'''
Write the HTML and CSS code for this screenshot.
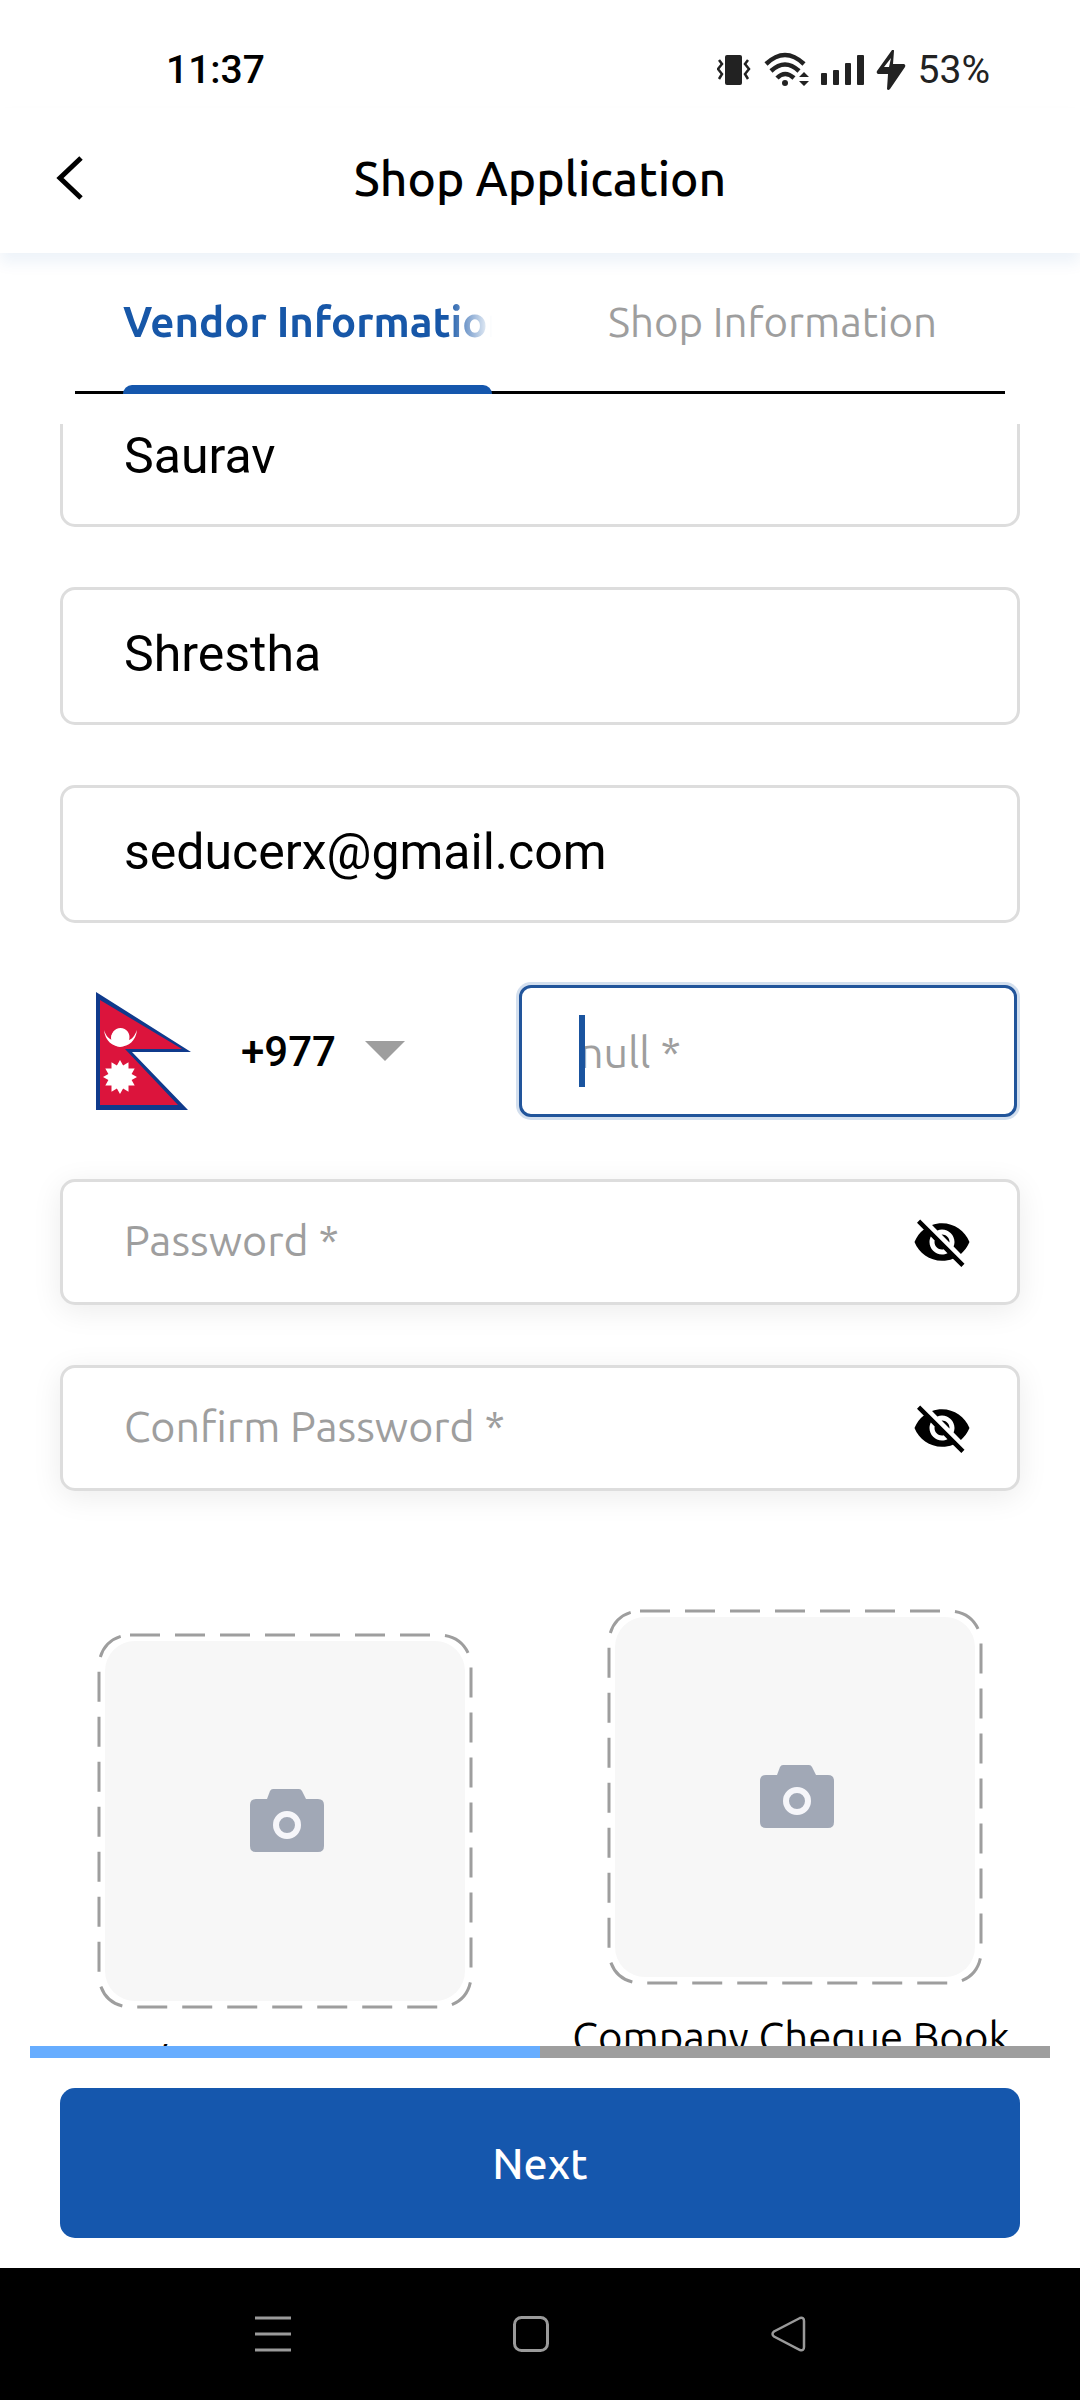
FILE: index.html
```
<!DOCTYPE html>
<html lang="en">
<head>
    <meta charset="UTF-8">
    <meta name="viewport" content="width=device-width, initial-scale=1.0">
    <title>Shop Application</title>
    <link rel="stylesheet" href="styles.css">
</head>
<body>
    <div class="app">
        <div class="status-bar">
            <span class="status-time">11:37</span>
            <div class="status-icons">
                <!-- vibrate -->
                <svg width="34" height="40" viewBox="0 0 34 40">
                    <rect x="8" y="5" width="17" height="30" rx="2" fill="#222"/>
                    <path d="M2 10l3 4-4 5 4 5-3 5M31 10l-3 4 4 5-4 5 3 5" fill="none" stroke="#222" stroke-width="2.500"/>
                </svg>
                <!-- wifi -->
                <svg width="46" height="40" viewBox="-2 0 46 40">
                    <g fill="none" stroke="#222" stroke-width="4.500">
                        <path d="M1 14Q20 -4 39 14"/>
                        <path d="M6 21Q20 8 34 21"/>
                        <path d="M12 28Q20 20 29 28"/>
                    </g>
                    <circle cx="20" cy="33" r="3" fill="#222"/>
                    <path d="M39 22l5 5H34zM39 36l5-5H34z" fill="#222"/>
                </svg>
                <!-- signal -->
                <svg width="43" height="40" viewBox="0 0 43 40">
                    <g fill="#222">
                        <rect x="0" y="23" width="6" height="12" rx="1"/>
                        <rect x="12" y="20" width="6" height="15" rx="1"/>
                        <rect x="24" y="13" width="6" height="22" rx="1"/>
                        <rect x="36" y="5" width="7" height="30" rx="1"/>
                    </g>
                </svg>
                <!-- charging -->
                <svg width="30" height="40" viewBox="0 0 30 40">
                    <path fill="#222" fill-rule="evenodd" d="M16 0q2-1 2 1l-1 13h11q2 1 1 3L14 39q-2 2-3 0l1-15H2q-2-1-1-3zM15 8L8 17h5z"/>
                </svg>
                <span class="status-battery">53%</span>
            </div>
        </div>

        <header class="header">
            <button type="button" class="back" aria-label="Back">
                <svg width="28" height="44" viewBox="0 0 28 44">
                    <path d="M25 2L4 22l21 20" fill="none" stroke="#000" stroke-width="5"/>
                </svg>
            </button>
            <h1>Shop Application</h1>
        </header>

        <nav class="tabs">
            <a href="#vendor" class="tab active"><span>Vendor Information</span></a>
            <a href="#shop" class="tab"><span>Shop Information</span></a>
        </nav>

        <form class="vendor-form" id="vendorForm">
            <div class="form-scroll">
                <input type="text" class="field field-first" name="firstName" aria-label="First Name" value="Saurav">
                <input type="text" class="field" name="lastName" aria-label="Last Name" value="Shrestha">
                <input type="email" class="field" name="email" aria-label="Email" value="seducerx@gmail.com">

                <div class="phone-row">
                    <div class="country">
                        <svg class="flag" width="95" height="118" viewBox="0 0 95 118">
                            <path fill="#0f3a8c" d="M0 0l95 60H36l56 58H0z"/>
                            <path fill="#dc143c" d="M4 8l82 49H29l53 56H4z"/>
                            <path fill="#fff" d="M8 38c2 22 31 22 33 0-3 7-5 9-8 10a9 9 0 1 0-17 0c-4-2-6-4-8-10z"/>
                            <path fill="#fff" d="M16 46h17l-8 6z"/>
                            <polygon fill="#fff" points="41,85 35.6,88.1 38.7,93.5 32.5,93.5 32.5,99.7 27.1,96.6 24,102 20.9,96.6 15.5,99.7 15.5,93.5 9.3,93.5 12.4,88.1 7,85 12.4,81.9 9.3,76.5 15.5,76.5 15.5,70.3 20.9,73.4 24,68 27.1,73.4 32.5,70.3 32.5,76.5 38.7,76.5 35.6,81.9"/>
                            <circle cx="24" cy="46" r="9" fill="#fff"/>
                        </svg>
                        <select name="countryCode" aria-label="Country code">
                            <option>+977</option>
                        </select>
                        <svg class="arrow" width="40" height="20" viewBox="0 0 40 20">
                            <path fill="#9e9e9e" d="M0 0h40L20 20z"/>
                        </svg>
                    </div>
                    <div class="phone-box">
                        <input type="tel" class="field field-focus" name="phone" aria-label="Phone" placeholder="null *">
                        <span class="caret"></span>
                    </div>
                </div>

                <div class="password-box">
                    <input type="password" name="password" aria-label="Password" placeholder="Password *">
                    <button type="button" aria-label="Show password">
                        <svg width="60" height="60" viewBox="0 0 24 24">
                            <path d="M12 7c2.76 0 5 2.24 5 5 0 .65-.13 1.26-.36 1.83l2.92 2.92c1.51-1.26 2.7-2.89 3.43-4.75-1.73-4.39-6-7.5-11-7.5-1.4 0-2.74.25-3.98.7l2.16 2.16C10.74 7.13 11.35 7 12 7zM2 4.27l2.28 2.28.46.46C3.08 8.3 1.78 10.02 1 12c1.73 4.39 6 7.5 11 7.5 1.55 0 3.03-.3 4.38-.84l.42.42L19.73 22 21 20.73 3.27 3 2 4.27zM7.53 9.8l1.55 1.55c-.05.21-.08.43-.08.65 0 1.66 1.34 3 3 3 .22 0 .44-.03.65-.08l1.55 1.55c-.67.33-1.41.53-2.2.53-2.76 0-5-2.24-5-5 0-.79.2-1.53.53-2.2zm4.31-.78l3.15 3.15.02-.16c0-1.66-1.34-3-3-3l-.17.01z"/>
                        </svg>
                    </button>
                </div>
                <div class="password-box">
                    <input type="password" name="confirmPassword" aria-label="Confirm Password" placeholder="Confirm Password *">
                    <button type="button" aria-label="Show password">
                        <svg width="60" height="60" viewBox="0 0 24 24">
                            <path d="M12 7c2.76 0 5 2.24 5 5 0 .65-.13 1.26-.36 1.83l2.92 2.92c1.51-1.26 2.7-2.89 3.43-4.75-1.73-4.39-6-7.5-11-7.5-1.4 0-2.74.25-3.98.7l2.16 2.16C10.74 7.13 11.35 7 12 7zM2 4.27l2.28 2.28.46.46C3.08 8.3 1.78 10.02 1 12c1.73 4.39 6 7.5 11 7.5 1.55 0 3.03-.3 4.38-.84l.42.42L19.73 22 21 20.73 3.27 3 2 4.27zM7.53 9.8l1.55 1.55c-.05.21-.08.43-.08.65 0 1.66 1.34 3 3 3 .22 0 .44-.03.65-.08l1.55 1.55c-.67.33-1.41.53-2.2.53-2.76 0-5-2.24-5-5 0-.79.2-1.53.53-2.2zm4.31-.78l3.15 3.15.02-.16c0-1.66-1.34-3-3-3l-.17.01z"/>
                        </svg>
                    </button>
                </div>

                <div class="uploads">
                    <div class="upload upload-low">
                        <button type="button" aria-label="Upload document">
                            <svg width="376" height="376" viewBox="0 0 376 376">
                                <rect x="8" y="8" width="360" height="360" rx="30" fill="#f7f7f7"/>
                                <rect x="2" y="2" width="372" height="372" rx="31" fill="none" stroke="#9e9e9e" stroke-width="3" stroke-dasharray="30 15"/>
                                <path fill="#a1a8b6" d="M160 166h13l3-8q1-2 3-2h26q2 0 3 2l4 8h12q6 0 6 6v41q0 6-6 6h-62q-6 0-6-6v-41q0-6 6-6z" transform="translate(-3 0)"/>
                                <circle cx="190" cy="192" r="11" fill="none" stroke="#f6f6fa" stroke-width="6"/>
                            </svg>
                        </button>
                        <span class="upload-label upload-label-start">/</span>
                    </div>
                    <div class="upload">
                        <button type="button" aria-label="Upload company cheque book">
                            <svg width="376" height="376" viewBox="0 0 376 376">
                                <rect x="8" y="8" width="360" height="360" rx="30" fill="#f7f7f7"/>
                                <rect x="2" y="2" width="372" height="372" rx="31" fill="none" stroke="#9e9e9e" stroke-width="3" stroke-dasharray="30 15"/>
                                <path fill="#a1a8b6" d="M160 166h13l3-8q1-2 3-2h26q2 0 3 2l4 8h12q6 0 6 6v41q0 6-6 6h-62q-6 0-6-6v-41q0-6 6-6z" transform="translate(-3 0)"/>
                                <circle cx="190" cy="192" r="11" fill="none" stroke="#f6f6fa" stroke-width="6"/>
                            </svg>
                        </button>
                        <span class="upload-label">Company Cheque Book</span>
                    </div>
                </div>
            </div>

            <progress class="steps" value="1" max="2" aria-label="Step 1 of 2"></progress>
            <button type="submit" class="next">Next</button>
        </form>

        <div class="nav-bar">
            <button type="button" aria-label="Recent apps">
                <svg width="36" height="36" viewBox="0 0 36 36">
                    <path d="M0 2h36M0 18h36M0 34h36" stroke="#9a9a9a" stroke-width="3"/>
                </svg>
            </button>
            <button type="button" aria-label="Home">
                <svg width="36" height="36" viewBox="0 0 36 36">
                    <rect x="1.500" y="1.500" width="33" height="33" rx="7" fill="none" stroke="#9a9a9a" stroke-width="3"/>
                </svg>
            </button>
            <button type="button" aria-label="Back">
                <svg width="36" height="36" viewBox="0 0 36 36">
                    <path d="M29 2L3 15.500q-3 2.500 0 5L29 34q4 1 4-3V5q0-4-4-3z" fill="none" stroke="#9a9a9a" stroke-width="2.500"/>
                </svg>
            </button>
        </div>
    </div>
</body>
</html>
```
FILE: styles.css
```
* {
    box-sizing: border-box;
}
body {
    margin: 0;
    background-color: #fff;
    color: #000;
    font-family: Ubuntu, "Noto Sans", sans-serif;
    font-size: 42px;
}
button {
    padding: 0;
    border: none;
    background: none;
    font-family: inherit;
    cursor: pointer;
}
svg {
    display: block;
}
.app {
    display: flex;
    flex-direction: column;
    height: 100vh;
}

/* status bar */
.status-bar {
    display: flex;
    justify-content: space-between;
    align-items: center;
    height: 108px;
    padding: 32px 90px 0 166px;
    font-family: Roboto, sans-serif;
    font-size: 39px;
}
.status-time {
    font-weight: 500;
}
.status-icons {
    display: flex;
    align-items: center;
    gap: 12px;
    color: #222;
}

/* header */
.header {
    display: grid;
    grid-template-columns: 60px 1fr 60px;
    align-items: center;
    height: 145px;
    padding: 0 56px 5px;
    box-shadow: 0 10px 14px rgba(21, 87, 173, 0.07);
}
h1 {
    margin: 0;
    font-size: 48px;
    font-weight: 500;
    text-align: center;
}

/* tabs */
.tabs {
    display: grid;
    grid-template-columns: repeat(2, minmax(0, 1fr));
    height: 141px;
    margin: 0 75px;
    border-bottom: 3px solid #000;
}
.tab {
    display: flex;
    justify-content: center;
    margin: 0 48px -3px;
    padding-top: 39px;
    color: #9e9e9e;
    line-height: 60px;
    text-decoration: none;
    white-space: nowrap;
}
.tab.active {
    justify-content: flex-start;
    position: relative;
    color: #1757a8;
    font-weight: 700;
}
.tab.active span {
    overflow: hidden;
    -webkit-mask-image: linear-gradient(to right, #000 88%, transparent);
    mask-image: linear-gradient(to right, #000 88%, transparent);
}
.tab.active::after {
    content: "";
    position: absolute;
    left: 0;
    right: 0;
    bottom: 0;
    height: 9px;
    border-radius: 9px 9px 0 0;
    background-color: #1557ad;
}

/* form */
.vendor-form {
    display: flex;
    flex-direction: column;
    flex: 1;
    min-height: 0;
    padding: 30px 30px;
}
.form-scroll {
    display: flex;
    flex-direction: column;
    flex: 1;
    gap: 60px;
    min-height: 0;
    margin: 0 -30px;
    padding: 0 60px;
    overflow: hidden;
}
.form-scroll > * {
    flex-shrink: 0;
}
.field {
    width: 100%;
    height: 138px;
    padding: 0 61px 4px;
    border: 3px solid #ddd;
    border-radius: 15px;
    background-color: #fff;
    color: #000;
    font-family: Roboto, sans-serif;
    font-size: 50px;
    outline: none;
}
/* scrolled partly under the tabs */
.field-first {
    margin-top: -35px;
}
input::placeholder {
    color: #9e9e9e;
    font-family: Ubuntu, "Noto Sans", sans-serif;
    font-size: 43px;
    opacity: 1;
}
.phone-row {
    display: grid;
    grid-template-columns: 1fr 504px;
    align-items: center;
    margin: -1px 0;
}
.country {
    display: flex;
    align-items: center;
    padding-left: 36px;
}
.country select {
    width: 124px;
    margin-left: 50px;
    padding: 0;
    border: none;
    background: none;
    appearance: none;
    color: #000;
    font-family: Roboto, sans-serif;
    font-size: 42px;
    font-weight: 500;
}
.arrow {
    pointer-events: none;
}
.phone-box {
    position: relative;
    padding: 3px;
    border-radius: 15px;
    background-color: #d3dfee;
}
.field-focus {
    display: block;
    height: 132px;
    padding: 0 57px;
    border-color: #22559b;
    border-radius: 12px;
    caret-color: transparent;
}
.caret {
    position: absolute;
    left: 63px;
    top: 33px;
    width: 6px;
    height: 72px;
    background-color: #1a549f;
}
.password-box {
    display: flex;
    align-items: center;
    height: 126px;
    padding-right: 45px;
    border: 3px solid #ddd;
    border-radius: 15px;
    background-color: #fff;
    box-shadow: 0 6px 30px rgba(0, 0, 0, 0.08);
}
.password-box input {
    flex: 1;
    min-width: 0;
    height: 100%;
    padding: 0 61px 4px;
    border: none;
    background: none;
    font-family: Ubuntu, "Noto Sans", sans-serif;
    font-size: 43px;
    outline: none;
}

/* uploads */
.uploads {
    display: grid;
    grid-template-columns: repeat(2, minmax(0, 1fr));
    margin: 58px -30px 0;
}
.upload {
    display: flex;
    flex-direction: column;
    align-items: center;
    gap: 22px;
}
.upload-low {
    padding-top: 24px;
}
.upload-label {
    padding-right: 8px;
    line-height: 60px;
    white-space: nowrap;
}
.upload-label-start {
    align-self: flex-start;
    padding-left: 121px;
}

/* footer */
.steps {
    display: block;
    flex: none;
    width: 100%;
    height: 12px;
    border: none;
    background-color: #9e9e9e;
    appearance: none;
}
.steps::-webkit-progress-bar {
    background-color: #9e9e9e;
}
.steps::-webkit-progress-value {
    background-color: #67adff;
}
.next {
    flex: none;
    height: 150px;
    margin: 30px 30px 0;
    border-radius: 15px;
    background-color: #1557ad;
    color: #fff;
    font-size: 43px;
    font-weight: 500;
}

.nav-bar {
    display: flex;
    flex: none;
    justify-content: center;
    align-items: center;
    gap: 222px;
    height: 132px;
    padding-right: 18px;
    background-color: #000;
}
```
'''
* [PROBLEM TO SOLVE]:
Your answer should be a single number: how many lines of the material contain the word "code".

* [WRITTEN SOLUTION]:
2